» Aim of the task: Lines containing the word "styles" are to be counted; state their number and nothing further.

» Data:
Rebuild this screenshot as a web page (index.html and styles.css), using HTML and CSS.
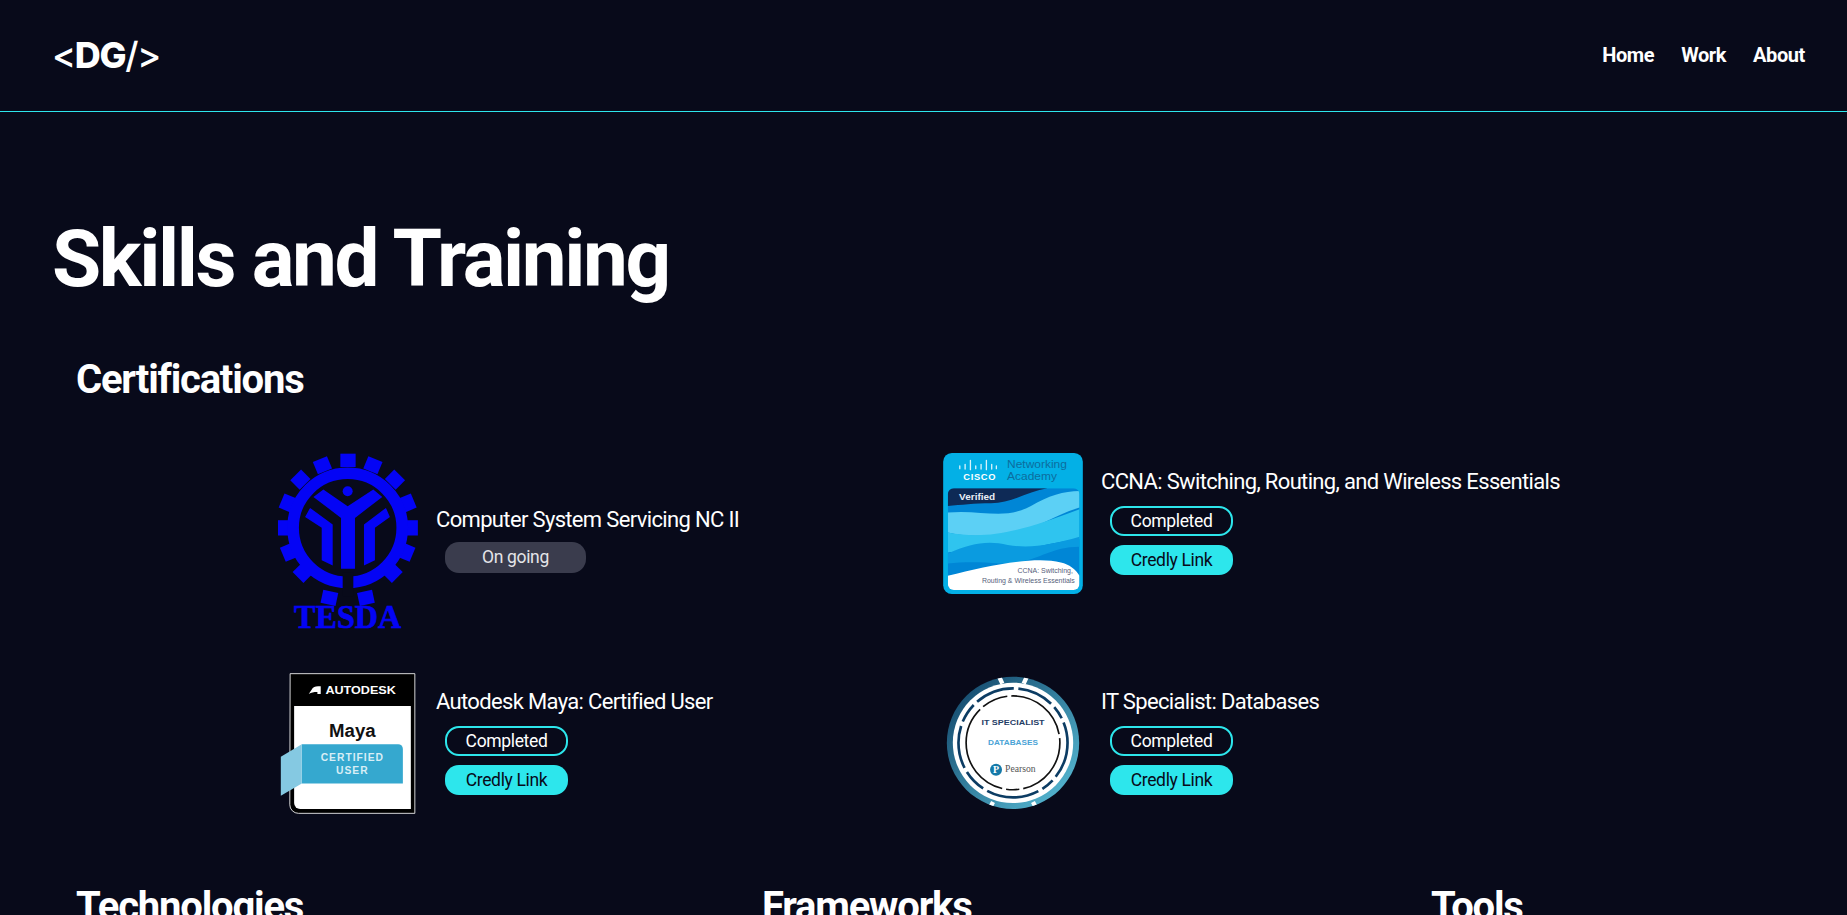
FILE: index.html
```html
<!DOCTYPE html>
<html lang="en">
  <head>
    <meta charset="UTF-8" />
    <meta name="viewport" content="width=device-width, initial-scale=1.0" />
    <title>Skills and Training</title>
    <link rel="stylesheet" href="styles.css">
  </head>
  <body>
    <header class="site-header">
      <a class="logo"><span class="logo-mark">&lt;</span>DG<span class="logo-mark">/&gt;</span></a>
      <nav class="nav">
        <a>Home</a>
        <a>Work</a>
        <a>About</a>
      </nav>
    </header>

    <main class="page">
      <h1>Skills and Training</h1>

      <section class="section">
        <h2>Certifications</h2>
        <div class="cert-grid">

          <div class="cert">
            <svg class="cert-img" width="140" height="183" viewBox="54 40 420 550">
              <g fill="#0404f5">
                <path d="M241 42h46v40h-46z" />
                <path d="M238 42h46v40h-46z" transform="rotate(22.5 263 265)" />
                <path d="M238 42h46v40h-46z" transform="rotate(45 263 265)" />
                <path d="M240 50h46v40h-46z" transform="rotate(67.5 263 265)" />
                <path d="M240 54h46v40h-46z" transform="rotate(90 263 265)" />
                <path d="M240 54h46v40h-46z" transform="rotate(112.5 263 265)" />
                <path d="M240 54h46v40h-46z" transform="rotate(135 263 265)" />
                <path d="M230 28h46v40h-46z" transform="rotate(168 263 265)" />
                <path d="M242 42h46v40h-46z" transform="rotate(-22.5 263 265)" />
                <path d="M242 42h46v40h-46z" transform="rotate(-45 263 265)" />
                <path d="M240 50h46v40h-46z" transform="rotate(-67.5 263 265)" />
                <path d="M240 54h46v40h-46z" transform="rotate(-90 263 265)" />
                <path d="M240 54h46v40h-46z" transform="rotate(-112.5 263 265)" />
                <path d="M240 54h46v40h-46z" transform="rotate(-135 263 265)" />
                <path d="M250 28h46v40h-46z" transform="rotate(-168 263 265)" />
                <circle cx="263" cy="155" r="15" />
                <path d="M160 172l30-22 73 50 77-50 27 22-82 63v153h-42V235z" />
                <path d="M135 232l15-27 68 50v123l-33-16V265z" />
                <path d="M390 232l-12-27-66 50v123l33-16V265z" />
              </g>
              <circle cx="263" cy="265" r="164" fill="none" stroke="#0404f5" stroke-width="35" />
              <path d="M248 400h32v70h-32z" fill="#080a1a" />
              <text class="tesda" x="263" y="567" textLength="322" lengthAdjust="spacingAndGlyphs" text-anchor="middle">TESDA</text>
            </svg>
            <div class="cert-info cert-info-short">
              <h3>Computer System Servicing NC II</h3>
              <span class="pill pill-muted">On going</span>
            </div>
          </div>

          <div class="cert">
            <svg class="cert-img" width="140" height="141" viewBox="38 26 420 424">
              <rect x="38" y="26" width="420" height="424" rx="26" fill="#03b0e6" />
              <g stroke="#fff" stroke-width="4" stroke-linecap="round">
                <path d="M88 65v8M104 60v14M120 48v28M136 65v8M152 60v14M168 48v28M184 60v14M198 65v8" opacity=".85" />
              </g>
              <text class="cisco-word" x="148" y="107" text-anchor="middle">CISCO</text>
              <text class="cisco-net" x="230" y="72" textLength="180" lengthAdjust="spacingAndGlyphs">Networking</text>
              <text class="cisco-net" x="230" y="108" textLength="150" lengthAdjust="spacingAndGlyphs">Academy</text>
              <clipPath id="card-clip"><rect x="52" y="132" width="396" height="306" rx="18" /></clipPath>
              <g clip-path="url(#card-clip)">
                <rect x="52" y="132" width="396" height="306" fill="#0086d6" />
                <path d="M52 132h300c-60 10-110 45-170 45-50 0-90 5-130 8z" fill="#0e2a56" />
                <path d="M52 205c100-10 170 25 250-20 50-30 100-45 146-45v50c-100 30-150 85-260 85-50 0-100 0-136-10z" fill="#5cd0f5" />
                <path d="M52 265c110 20 200 5 396-70v90c-100 10-170 40-280 45-50 0-90-10-116-5z" fill="#2fc4ef" />
                <path d="M52 328c70-30 120-40 180-25 70 10 130 0 216-25v30c-100 0-130 55-240 50-60-5-110-5-156 0z" fill="#0a9be0" />
                <path d="M52 395c120-30 260-60 340-40 25 6 45 20 56 40v43H52z" fill="#fff" />
              </g>
              <text class="cisco-verified" x="86" y="168">Verified</text>
              <text class="cisco-small" x="428" y="388" text-anchor="end">CCNA: Switching,</text>
              <text class="cisco-small" x="434" y="418" text-anchor="end">Routing &amp; Wireless Essentials</text>
            </svg>
            <div class="cert-info">
              <h3>CCNA: Switching, Routing, and Wireless Essentials</h3>
              <span class="pill pill-outline">Completed</span>
              <a class="pill pill-solid">Credly Link</a>
            </div>
          </div>

          <div class="cert">
            <svg class="cert-img" width="140" height="141" viewBox="54 42 420 424">
              <path d="M90 44h375v420H115a26 26 0 0 1-26-26z" fill="#000" stroke="#fff" stroke-width="2.5" />
              <path d="M102 141h351v310H120a18 18 0 0 1-18-18z" fill="#fff" />
              <path d="M146 105l12-18c6-4 12-5 24-5v23h-10v-6c-12 0-18 2-26 6z" fill="#fff" />
              <text class="adsk-word" x="302" y="105" text-anchor="middle" textLength="212" lengthAdjust="spacingAndGlyphs">AUTODESK</text>
              <text class="adsk-maya" x="277" y="233" text-anchor="middle">Maya</text>
              <path d="M125 256h290a14 14 0 0 1 14 14v104H125z" fill="#35a8cf" />
              <path d="M62 294l63-38v118l-63 37z" fill="#85c9e2" />
              <text class="adsk-tag" x="277" y="306" text-anchor="middle">CERTIFIED</text>
              <text class="adsk-tag" x="277" y="346" text-anchor="middle">USER</text>
            </svg>
            <div class="cert-info">
              <h3>Autodesk Maya: Certified User</h3>
              <span class="pill pill-outline">Completed</span>
              <a class="pill pill-solid">Credly Link</a>
            </div>
          </div>

          <div class="cert">
            <svg class="cert-img" width="140" height="141" viewBox="40 28 420 424">
              <defs>
                <linearGradient id="ring" x1="0" y1="0" x2="1" y2="1">
                  <stop offset="0" stop-color="#0e3f63" />
                  <stop offset="1" stop-color="#5cc3dc" />
                </linearGradient>
                <clipPath id="ring-clip"><circle cx="250" cy="238" r="199" /></clipPath>
              </defs>
              <circle cx="250" cy="238" r="199" fill="url(#ring)" />
              <circle cx="250" cy="238" r="181" fill="#fff" />
              <g clip-path="url(#ring-clip)" stroke="#fff" stroke-width="13">
                <path d="M204 30l14 30M296 30l-14 30M174 446l16-30M326 446l-16-30" />
              </g>
              <circle cx="250" cy="238" r="164" fill="none" stroke="#0c3c63" stroke-width="8" stroke-dasharray="110 14 40 14 160 14 70 14 130 14 60 14 120 14" />
              <circle cx="250" cy="238" r="141" fill="none" stroke="#111" stroke-width="5" stroke-dasharray="190 12 40 12 300 12 80 12 200 12" />
              <text class="pearson-title" x="250" y="183" text-anchor="middle" textLength="190" lengthAdjust="spacingAndGlyphs">IT SPECIALIST</text>
              <text class="pearson-sub" x="250" y="244" text-anchor="middle" textLength="150" lengthAdjust="spacingAndGlyphs">DATABASES</text>
              <circle cx="199" cy="319" r="18" fill="#1579a8" />
              <text class="pearson-p" x="199" y="329" text-anchor="middle">P</text>
              <text class="pearson-word" x="226" y="327" textLength="92" lengthAdjust="spacingAndGlyphs">Pearson</text>
            </svg>
            <div class="cert-info">
              <h3>IT Specialist: Databases</h3>
              <span class="pill pill-outline">Completed</span>
              <a class="pill pill-solid">Credly Link</a>
            </div>
          </div>

        </div>
      </section>

      <section class="section skill-cols">
        <h2>Technologies</h2>
        <h2>Frameworks</h2>
        <h2>Tools</h2>
      </section>
    </main>
  </body>
</html>
```

FILE: styles.css
```css
:root {
  --bg: #080a1a;
  --accent: #2de6ec;
  --muted: #3a3c4d;
  --text: #ffffff;
  --font: Roboto, sans-serif;
}

* {
  box-sizing: border-box;
}

html,
body {
  height: 100%;
  overflow: hidden;
}

body {
  margin: 0;
  background: var(--bg);
  color: var(--text);
  font-family: var(--font);
}

.site-header {
  display: flex;
  align-items: center;
  justify-content: space-between;
  height: 112px;
  padding: 0 42px 2px 53px;
  border-bottom: 1px solid var(--accent);
}

.logo {
  font-family: "Inter", sans-serif;
  font-size: 36px;
  font-weight: 800;
  letter-spacing: -1.3px;
  margin-left: -1px;
}

.logo-mark {
  font-weight: 500;
}

.nav {
  display: flex;
  gap: 27px;
  font-size: 20px;
  font-weight: 700;
  letter-spacing: -0.02em;
}

.page {
  padding: 0 53px;
}

h1 {
  margin: 108px 0 0 -1px;
  font-size: 80px;
  line-height: 78px;
  font-weight: 700;
  letter-spacing: -0.03em;
}

h2 {
  margin: 0;
  font-size: 40px;
  line-height: 54px;
  font-weight: 700;
  letter-spacing: -0.03em;
}

.section {
  padding-left: 23px;
}

.section > h2 {
  margin-top: 55px;
}

.cert-grid {
  display: grid;
  grid-template-columns: 665px 665px;
  align-items: start;
  row-gap: 37px;
  margin-top: 46px;
  padding-left: 202px;
}

.cert {
  display: flex;
  align-items: center;
  gap: 18px;
}

.cert-img {
  flex: none;
}

.cert-info {
  display: flex;
  flex-direction: column;
  align-items: flex-start;
  gap: 9px;
  padding-bottom: 10px;
}

.cert-info-short {
  gap: 7px;
  padding-bottom: 16px;
}

.cert-info h3 {
  margin: 2px 0 -2px;
  font-size: 22px;
  line-height: 34px;
  font-weight: 400;
  letter-spacing: -0.03em;
}

.pill {
  display: block;
  width: 123px;
  height: 30px;
  margin-left: 9px;
  border-radius: 14px;
  font-size: 17.5px;
  line-height: 26px;
  letter-spacing: -0.02em;
  text-align: center;
}

.pill-outline {
  border: 2px solid var(--accent);
}

.pill-solid {
  padding-top: 2px;
  background: var(--accent);
  color: #080a1a;
}

.pill-muted {
  width: 141px;
  height: 31px;
  padding-top: 2px;
  background: var(--muted);
  color: #e4e4e8;
}

.section.skill-cols {
  display: grid;
  grid-template-columns: 686px 669px 1fr;
}

.section.skill-cols > h2 {
  margin-top: 66px;
}

/* badge artwork text */
.tesda {
  font-family: "Liberation Serif", serif;
  font-size: 104px;
  font-weight: 700;
  fill: #0404f5;
  stroke: #0404f5;
  stroke-width: 2px;
}

.cisco-word {
  font: 700 28px "Liberation Sans", sans-serif;
  letter-spacing: 2px;
  fill: #fff;
}

.cisco-net {
  font: 400 33px "Liberation Sans", sans-serif;
  fill: #0c6d9e;
}

.cisco-verified {
  font: 700 30px "Liberation Sans", sans-serif;
  fill: #e8eef5;
}

.cisco-small {
  font: 400 21px "Liberation Sans", sans-serif;
  fill: #55607a;
}

.adsk-word {
  font: 700 32px "Liberation Sans", sans-serif;
  fill: #fff;
}

.adsk-maya {
  font: 700 56px "Liberation Sans", sans-serif;
  fill: #111;
}

.adsk-tag {
  font: 700 31px "Liberation Sans", sans-serif;
  letter-spacing: 3px;
  fill: #d8eef6;
}

.pearson-title {
  font: 700 24px "Liberation Sans", sans-serif;
  fill: #1f3d66;
}

.pearson-sub {
  font: 700 22px "Liberation Sans", sans-serif;
  fill: #4aa3d6;
}

.pearson-p {
  font: 700 30px "Liberation Serif", serif;
  fill: #fff;
}

.pearson-word {
  font: 400 28px "Liberation Serif", serif;
  fill: #555;
}
```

» Result of the task: 3